Молодой врач принял на себя заботы о транспорте, и четверть часа спустя профессор и бывший студент уже катили по пыльной дороге между виноградниками и хлопковыми полями в сторону туркестанской столицы.
Дальняя дорога располагает к беседе. Бурч-Мулла — в девяноста верстах от Ташкента — пользовалась в те времена славой сердечного курорта. Войно приезжал сюда лечить нажитые в ссылке отеки на ногах, много ходил по горным тропам. Софиева же забросила в предгорья отнюдь не забота о здоровье, а научный поиск: он приезжал вылавливать клещей, переносчиков инфекций. Разговор получился славный. Войно-Ясенецкого живо интересовали новости медицинской науки и в том числе успехи микробиологии и паразитологии, которой занимался Софиев. Расспрашивал он и о положении дел на медицинском факультете университета. В САГУ вложено было когда-то немало сил его. Услыхав про университет, обернулся к седокам возница. У этого русского крестьянина-переселенца оказались свои довольно сложные отношения с Ташкентским университетом. Полгода назад мужика раскулачили: отняли скот, землю, инвентарь. Разорили вконец. Но самый тяжелый удар нанес ему сын. Парень учился на врача в этом самом университете. Хорошо учился. А как разорили отца, то ему и сказали: хочешь быть доктором — отрекайся от батьки-кулака. Не отречешься — выгоним. Что делать — отрекся малец. Написал в газете: нет у меня с этого дня ни отца, ни матери, не признаю их за родных. Войно слушал рассказ хмуро, не перебивая. Потом спросил:
— Вы ему помогаете?
— А как же не помогать! — развел руками мужик. — Своя кровь… Через чужих людей, конечно, приходится. Посылаем сколько можем…
Почти сорок лет спустя, передавая мне тот давний диалог, профессор Михаил Сионович Софиев вспомнил, что, услыхав слова возницы, Войно-Ясенецкий вдруг зябко повел плечами («будто среди жаркого летнего дня почуял дыхание сибирской ледяной пурги»). Сказал тихо, с болью:
— Сколько лжи и неправды они создают.
Остаток пути профессор ехал молча. Случайный дорожный разговор пробудил, очевидно, какие-то нелегкие раздумья.

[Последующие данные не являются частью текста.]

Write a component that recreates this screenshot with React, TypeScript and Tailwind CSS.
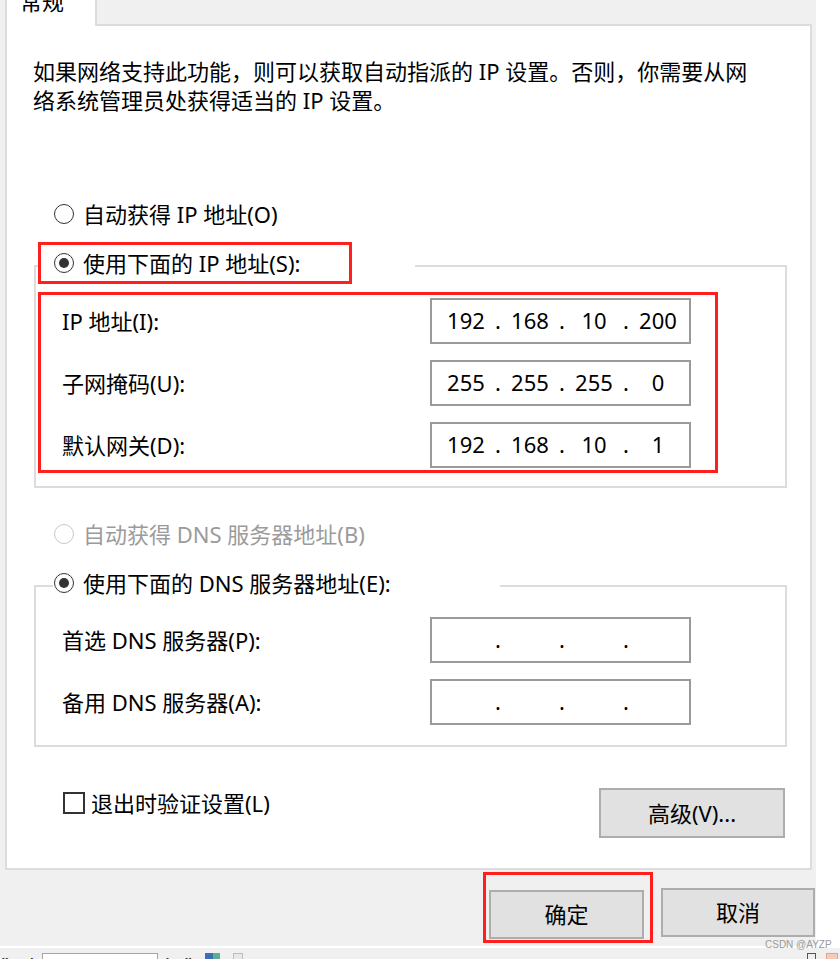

Какие именно, Софиев не знал. Они с Войно никогда больше не встречались. Грустные переживания, которые охватили в тот августовский день епископа Луку, стали мне понятными лишь позднее, когда я познакомился с тремя его сыновьями и дочерью. По мнению близких, профессор-епископ, которого по возвращении из ссылки в 1926 году лишили и церковной, и университетской кафедр, не слишком сильно переживал свои «должностные» потери. Он занимался частной врачебной практикой, продолжал работать над монографией, служил в храме как рядовой священник и вовсе не страдал от скромности своего общественного положения. Он устранился от всякой политической деятельности, и основной для него проблемой в эти годы стала проблема взаимоотношений с детьми.